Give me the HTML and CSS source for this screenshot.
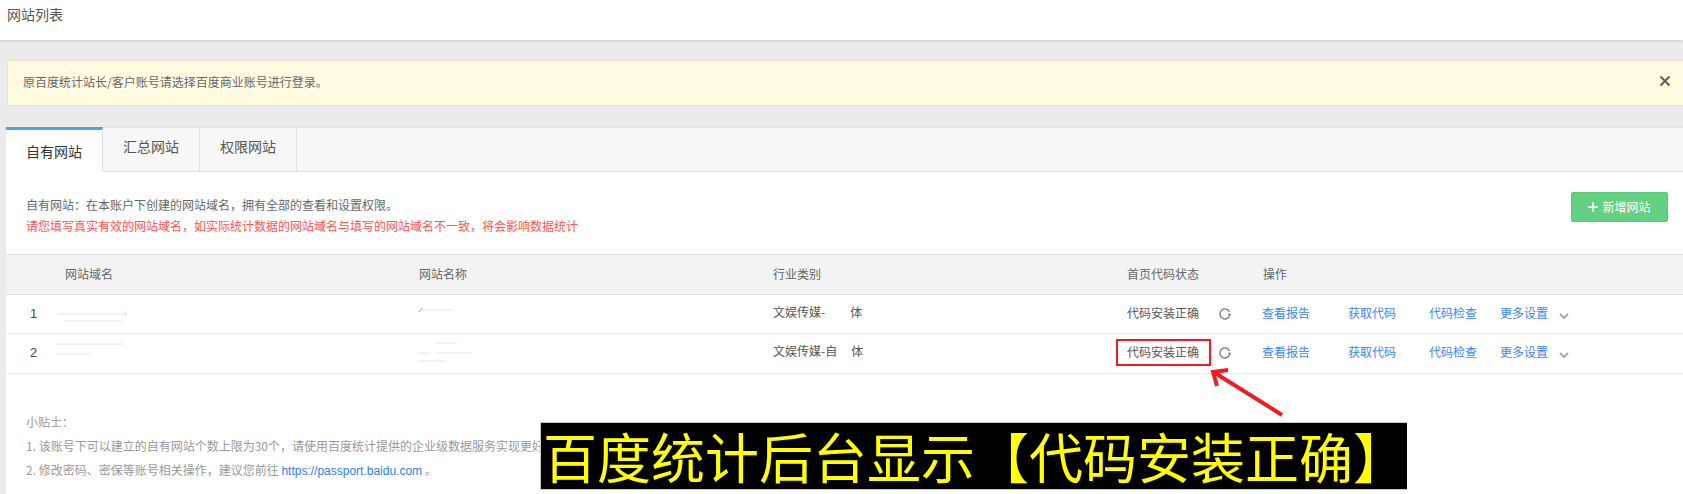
FILE: index.html
```html
<!DOCTYPE html>
<html lang="zh-CN">
<head>
<meta charset="utf-8">
<title>网站列表</title>
<link rel="stylesheet" href="styles.css">
</head>
<body>
<header class="topbar">网站列表</header>
<div class="alert">
  <span>原百度统计站长/客户账号请选择百度商业账号进行登录。</span>
  <svg class="alert-close" viewBox="0 0 12 12" width="12" height="12"><path d="M1.5 1.5l9 9M10.5 1.5l-9 9"/></svg>
</div>
<main class="panel">
  <nav class="tabs">
    <a class="tab tab-active">自有网站</a>
    <a class="tab">汇总网站</a>
    <a class="tab">权限网站</a>
  </nav>
  <section class="intro">
    <div class="intro-text">
      <p>自有网站：在本账户下创建的网站域名，拥有全部的查看和设置权限。</p>
      <p class="warn">请您填写真实有效的网站域名，如实际统计数据的网站域名与填写的网站域名不一致，将会影响数据统计</p>
    </div>
    <button class="add-btn"><svg class="plus" viewBox="0 0 10 10" width="10" height="10"><path d="M5 0v10M0 5h10"/></svg>新增网站</button>
  </section>
  <div class="row row-head">
    <div class="num"></div>
    <div>网站域名</div>
    <div>网站名称</div>
    <div>行业类别</div>
    <div>首页代码状态</div>
    <div>操作</div>
  </div>
  <div class="row row-one">
    <div class="num">1</div>
    <div><svg class="smudge" width="100" height="39"><path d="M-7 19H61M0 26H57"/><path class="tick" d="M60.500 16v6"/></svg></div>
    <div><svg class="smudge" width="100" height="39"><path d="M2 15H34"/><path class="dark" d="M0 17l3-4"/></svg></div>
    <div class="industry">文娱传媒-<span class="gap"></span>体</div>
    <div class="status">代码安装正确<svg class="refresh" viewBox="0 0 12 12" width="12" height="12"><path d="M10.800 7.200a5 5 0 1 1-.3-3.300"/><path class="refresh-head" d="M8.800 5.800h3.200l-1.500 2.200z"/></svg></div>
    <div class="ops"><a>查看报告</a><a>获取代码</a><a>代码检查</a><a>更多设置</a><svg class="chev" viewBox="0 0 10 6" width="10" height="6"><path d="M1 1l4 4 4-4"/></svg></div>
  </div>
  <div class="row row-two">
    <div class="num">2</div>
    <div><svg class="smudge" width="100" height="39"><path d="M-9 10H59M-8 20H26"/></svg></div>
    <div><svg class="smudge" width="100" height="39"><path d="M16 9H38M0 19H11M18 19H52M0 27H26"/></svg></div>
    <div class="industry">文娱传媒-自<span class="gap gap-short"></span>体</div>
    <div class="status">代码安装正确<svg class="refresh" viewBox="0 0 12 12" width="12" height="12"><path d="M10.800 7.200a5 5 0 1 1-.3-3.300"/><path class="refresh-head" d="M8.800 5.800h3.200l-1.500 2.200z"/></svg></div>
    <div class="ops"><a>查看报告</a><a>获取代码</a><a>代码检查</a><a>更多设置</a><svg class="chev" viewBox="0 0 10 6" width="10" height="6"><path d="M1 1l4 4 4-4"/></svg></div>
  </div>
  <section class="tips">
    <p>小贴士：</p>
    <p>1. 该账号下可以建立的自有网站个数上限为30个，请使用百度统计提供的企业级数据服务实现更好</p>
    <p>2. 修改密码、密保等账号相关操作，建议您前往 <a class="tip-link">https://passport.baidu.com</a> 。</p>
  </section>
</main>
<div class="mark-box"></div>
<svg class="mark-arrow" viewBox="0 0 80 54" width="80" height="54"><path class="shaft" d="M75 49L8 7"/><path class="head" d="M21 4L6 6 10 20"/></svg>
<div class="banner">百度统计后台显示【代码安装正确】</div>
</body>
</html>
```
FILE: styles.css
```css
* { box-sizing: border-box; }
html, body { margin: 0; padding: 0; height: 494px; overflow: hidden; }
body {
  position: relative;
  background: #ebebeb;
  font-family: "Noto Sans CJK SC", "Liberation Sans", sans-serif;
  font-size: 12px;
  color: #555;
}
p { margin: 0; }

.topbar {
  height: 40px;
  padding: 4px 7px 0;
  background: #fff;
  font-size: 14px;
  line-height: 20px;
  color: #555;
  box-shadow: 0 1px 3px rgba(0, 0, 0, .14);
}

.alert {
  display: flex;
  align-items: center;
  justify-content: space-between;
  height: 46px;
  margin: 20px 0 21px 7px;
  padding: 0 12px 0 15px;
  background: #fffbe1;
  border: 1px solid #ebe5c8;
  border-right: 0;
  border-radius: 2px 0 0 2px;
  color: #666;
}
.alert > span { padding-bottom: 3px; }
.alert-close { fill: none; stroke: #5f5f5f; stroke-width: 2; margin-top: -4px; }

.panel {
  height: 367px;
  margin-left: 6px;
  background: #fff;
}

.tabs {
  display: flex;
  height: 45px;
  background: #f7f7f7;
  border-top: 1px solid #e4e4e4;
  border-bottom: 1px solid #e1e1e1;
}
.tab {
  width: 97px;
  height: 44px;
  padding-top: 8px;
  font-size: 14px;
  line-height: 20px;
  text-align: center;
  color: #555;
  border-right: 1px solid #e1e1e1;
}
.tab-active {
  height: 45px;
  margin-top: -1px;
  padding-top: 11px;
  background: #fff;
  color: #333;
  border-top: 3px solid #4aa3f5;
}

.intro {
  display: flex;
  justify-content: space-between;
  align-items: flex-start;
  height: 82px;
  padding: 20px 15px 0 20px;
}
.intro-text { padding-top: 2px; line-height: 21px; color: #666; }
.warn { color: #f55; }
.add-btn {
  display: flex;
  align-items: center;
  justify-content: center;
  gap: 4px;
  width: 97px;
  height: 30px;
  padding: 0 0 2px;
  background: #62d282;
  border: 1px solid #53cb75;
  border-radius: 2px;
  color: #fff;
  font: inherit;
}
.plus { stroke: #fff; stroke-width: 1.600; fill: none; margin-top: 2px; }

.row {
  display: grid;
  grid-template-columns: 59px 354px 354px 354px 136px 1fr;
  align-items: center;
  height: 39px;
  color: #555;
  border-bottom: 1px solid #ececec;
}
.row-head {
  height: 41px;
  padding-bottom: 3px;
  background: #f3f3f3;
  border-top: 1px solid #e1e1e1;
  border-bottom: 1px solid #e1e1e1;
  color: #666;
}
.row-two { height: 40px; }
.num { padding: 0 0 2px 24px; font-family: "Liberation Sans", sans-serif; font-size: 13px; color: #445; }

.smudge { display: block; overflow: visible; fill: none; stroke: #e6e6e6; stroke-width: 1; }
.smudge .tick { stroke: #b8f2f5; stroke-width: 1; }
.smudge .dark { stroke: #999; }

.industry { display: flex; align-items: center; height: 100%; padding-bottom: 6px; color: #555; }
.gap { display: inline-block; width: 25px; }
.gap-short { width: 14px; }

.status { display: flex; align-items: center; height: 100%; padding-bottom: 4px; color: #555; }
.refresh { margin-left: 20px; margin-top: 3px; fill: none; stroke: #777; stroke-width: 1.300; }
.refresh .refresh-head { fill: #667; stroke: none; }

.ops { display: flex; align-items: center; height: 100%; padding-bottom: 4px; margin-left: -1px; color: #3a85f0; }
.ops a:nth-child(1) { margin-right: 38px; }
.ops a:nth-child(2) { margin-right: 33px; }
.ops a:nth-child(3) { margin-right: 23px; }
.chev { margin-left: 11px; margin-top: 6px; fill: none; stroke: #aaa; stroke-width: 2; }

.tips {
  padding: 36px 0 0 20px;
  line-height: 24px;
  color: #999;
  white-space: nowrap;
}
.tip-link { color: #2f80ed; font-family: "Liberation Sans", sans-serif; }

/* Annotations drawn over the screenshot */
.mark-box {
  position: absolute;
  left: 1116px;
  top: 339px;
  width: 95px;
  height: 27px;
  border: 2px solid #ee1c25;
}
.mark-arrow {
  position: absolute;
  left: 1207px;
  top: 366px;
  fill: none;
  stroke: #ee1c25;
}
.mark-arrow .shaft { stroke-width: 4; }
.mark-arrow .head { stroke-width: 4; }
.banner {
  position: absolute;
  left: 540px;
  top: 422px;
  width: 867px;
  height: 68px;
  padding-left: 2px;
  background: #000;
  border: 1px solid #ccc;
  border-right: 0;
  color: #ff0;
  font-size: 54px;
  line-height: 66px;
  white-space: nowrap;
}
```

-------

EXERCISE DETAILS :: Report how many lines above hold the string "screenshot", giving nothing but the number.

SOLUTION :: 2